• [TASK PROMPT]: Omit all pictures and give the records below again exactly as written.

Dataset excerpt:
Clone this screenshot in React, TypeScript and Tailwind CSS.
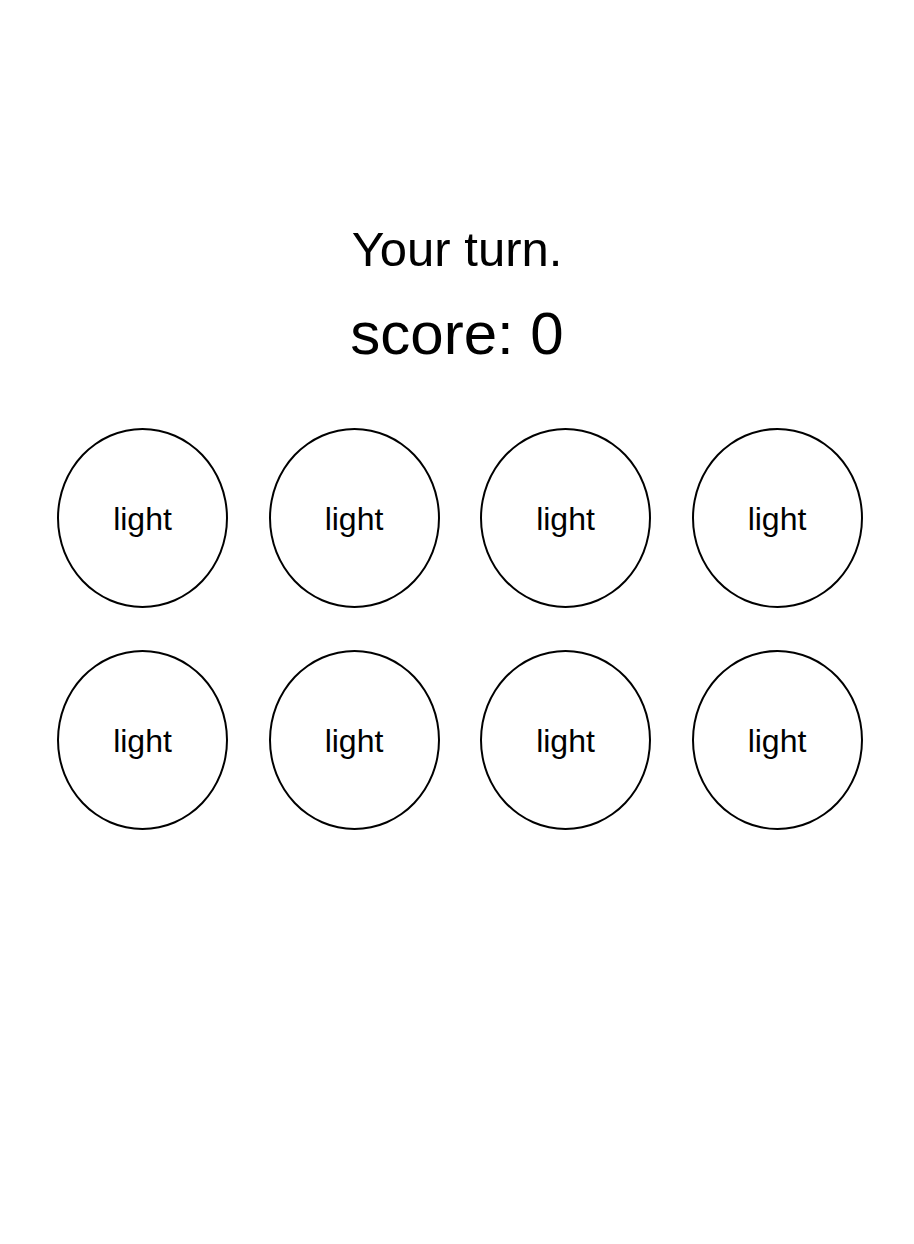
import React from 'react';

const lights = Array.from({ length: 8 });

const App = () => {
  return (
    <div className="min-h-screen bg-white text-black" style={{ fontFamily: '"Liberation Sans", Arial, sans-serif' }}>
      <div className="pt-[221px] flex flex-col items-center">
        <h1 className="text-[49px] leading-[57px]">Your turn.</h1>
        <h2 className="mt-[22px] text-[60px] leading-[68px]">score: 0</h2>
      </div>
      <div className="mt-[60px] ml-[57px] grid grid-cols-[repeat(4,171px)] gap-x-[40.5px] gap-y-[42px]">
        {lights.map((_, i) => (
          <button
            key={i}
            className="w-[171px] h-[180px] rounded-[50%] border-2 border-black bg-white flex items-center justify-center text-[32px] leading-none pt-[2px]"
          >
            light
          </button>
        ))}
      </div>
    </div>
  );
};

export default App;
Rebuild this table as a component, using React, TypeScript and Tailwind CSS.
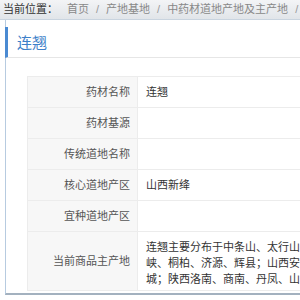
import React from "react";

const rows: { label: string; value?: string[] }[] = [
  { label: "药材名称", value: ["连翘"] },
  { label: "药材基源" },
  { label: "传统道地名称" },
  { label: "核心道地产区", value: ["山西新绛"] },
  { label: "宜种道地产区" },
];

const lastLines = [
  "连翘主要分布于中条山、太行山、王屋山一带；河南卢氏、灵宝、陕县、三门",
  "峡、桐柏、济源、辉县；山西安泽、沁水、陵川、阳城、晋",
  "城；陕西洛南、商南、丹凤、山阳、宜川、黄龙等地。",
];

export default function App() {
  return (
    <div className="w-[300px] h-[300px] overflow-hidden bg-white font-['Liberation_Sans','Noto_Sans_CJK_SC',sans-serif]">
      <div className="w-[640px]">
        <div className="h-[20px] flex items-center pl-[3px] text-[11px] leading-none bg-gradient-to-b from-[#f3f4f6] to-[#e1e5e9] border-b border-[#c9d4df] whitespace-nowrap">
          <span className="text-[#333]">当前位置：</span>
          <span className="ml-[9px] text-[#888]">首页</span>
          <span className="mx-[7px] text-[#999]">/</span>
          <span className="text-[#888]">产地基地</span>
          <span className="mx-[7px] text-[#999]">/</span>
          <span className="text-[#888]">中药材道地产地及主产地</span>
          <span className="mx-[7px] text-[#999]">/</span>
        </div>
        <div className="ml-[5px] border-l border-[#b7cbe0] border-b-2 border-b-[#a3b1bf] pt-[7px] pb-[2px]">
          <div className="h-[31px] -ml-px border-l-[3px] border-l-[#4a8ad2] border-b border-b-[#e6e6e6] flex items-center pl-[9px]">
            <span className="text-[15px] text-[#3d80c9] leading-none">连翘</span>
          </div>
          <div className="mt-[18px] ml-[21px] border-t border-l border-[#ececec] text-[11px]">
            {rows.map((r) => (
              <div key={r.label} className="flex h-[31px] border-b border-[#ececec]">
                <div className="w-[110px] shrink-0 bg-[#f7f7f7] border-r border-[#ececec] flex items-center justify-end pr-[7px] text-[#555]">
                  {r.label}
                </div>
                <div className="flex-1 flex items-center pl-[8px] text-[#333] bg-white">
                  {r.value?.join("")}
                </div>
              </div>
            ))}
            <div className="flex h-[59px] border-b border-[#ececec]">
              <div className="w-[110px] shrink-0 bg-[#f7f7f7] border-r border-[#ececec] flex items-center justify-end pr-[7px] text-[#555]">
                当前商品主产地
              </div>
              <div className="flex-1 flex flex-col justify-center pl-[8px] pt-[3px] text-[#333] leading-[16px] bg-white whitespace-nowrap">
                {lastLines.map((l) => (
                  <div key={l}>{l}</div>
                ))}
              </div>
            </div>
          </div>
        </div>
      </div>
    </div>
  );
}
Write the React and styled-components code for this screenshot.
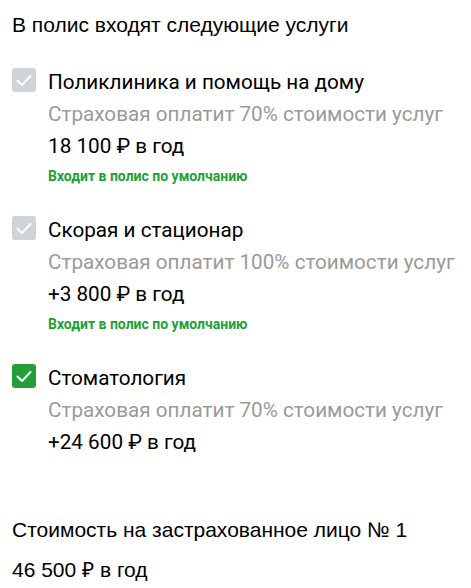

• [CORRECT OUTPUT]:
Clone this screenshot in React, TypeScript and Tailwind CSS.
import React from 'react';

const lights = Array.from({ length: 8 });

const App = () => {
  return (
    <div className="min-h-screen bg-white text-black" style={{ fontFamily: '"Liberation Sans", Arial, sans-serif' }}>
      <div className="pt-[221px] flex flex-col items-center">
        <h1 className="text-[49px] leading-[57px]">Your turn.</h1>
        <h2 className="mt-[22px] text-[60px] leading-[68px]">score: 0</h2>
      </div>
      <div className="mt-[60px] ml-[57px] grid grid-cols-[repeat(4,171px)] gap-x-[40.5px] gap-y-[42px]">
        {lights.map((_, i) => (
          <button
            key={i}
            className="w-[171px] h-[180px] rounded-[50%] border-2 border-black bg-white flex items-center justify-center text-[32px] leading-none pt-[2px]"
          >
            light
          </button>
        ))}
      </div>
    </div>
  );
};

export default App;
Rebuild this table as a component, using React, TypeScript and Tailwind CSS.
import React from "react";

const rows: { label: string; value?: string[] }[] = [
  { label: "药材名称", value: ["连翘"] },
  { label: "药材基源" },
  { label: "传统道地名称" },
  { label: "核心道地产区", value: ["山西新绛"] },
  { label: "宜种道地产区" },
];

const lastLines = [
  "连翘主要分布于中条山、太行山、王屋山一带；河南卢氏、灵宝、陕县、三门",
  "峡、桐柏、济源、辉县；山西安泽、沁水、陵川、阳城、晋",
  "城；陕西洛南、商南、丹凤、山阳、宜川、黄龙等地。",
];

export default function App() {
  return (
    <div className="w-[300px] h-[300px] overflow-hidden bg-white font-['Liberation_Sans','Noto_Sans_CJK_SC',sans-serif]">
      <div className="w-[640px]">
        <div className="h-[20px] flex items-center pl-[3px] text-[11px] leading-none bg-gradient-to-b from-[#f3f4f6] to-[#e1e5e9] border-b border-[#c9d4df] whitespace-nowrap">
          <span className="text-[#333]">当前位置：</span>
          <span className="ml-[9px] text-[#888]">首页</span>
          <span className="mx-[7px] text-[#999]">/</span>
          <span className="text-[#888]">产地基地</span>
          <span className="mx-[7px] text-[#999]">/</span>
          <span className="text-[#888]">中药材道地产地及主产地</span>
          <span className="mx-[7px] text-[#999]">/</span>
        </div>
        <div className="ml-[5px] border-l border-[#b7cbe0] border-b-2 border-b-[#a3b1bf] pt-[7px] pb-[2px]">
          <div className="h-[31px] -ml-px border-l-[3px] border-l-[#4a8ad2] border-b border-b-[#e6e6e6] flex items-center pl-[9px]">
            <span className="text-[15px] text-[#3d80c9] leading-none">连翘</span>
          </div>
          <div className="mt-[18px] ml-[21px] border-t border-l border-[#ececec] text-[11px]">
            {rows.map((r) => (
              <div key={r.label} className="flex h-[31px] border-b border-[#ececec]">
                <div className="w-[110px] shrink-0 bg-[#f7f7f7] border-r border-[#ececec] flex items-center justify-end pr-[7px] text-[#555]">
                  {r.label}
                </div>
                <div className="flex-1 flex items-center pl-[8px] text-[#333] bg-white">
                  {r.value?.join("")}
                </div>
              </div>
            ))}
            <div className="flex h-[59px] border-b border-[#ececec]">
              <div className="w-[110px] shrink-0 bg-[#f7f7f7] border-r border-[#ececec] flex items-center justify-end pr-[7px] text-[#555]">
                当前商品主产地
              </div>
              <div className="flex-1 flex flex-col justify-center pl-[8px] pt-[3px] text-[#333] leading-[16px] bg-white whitespace-nowrap">
                {lastLines.map((l) => (
                  <div key={l}>{l}</div>
                ))}
              </div>
            </div>
          </div>
        </div>
      </div>
    </div>
  );
}
Write the React and styled-components code for this screenshot.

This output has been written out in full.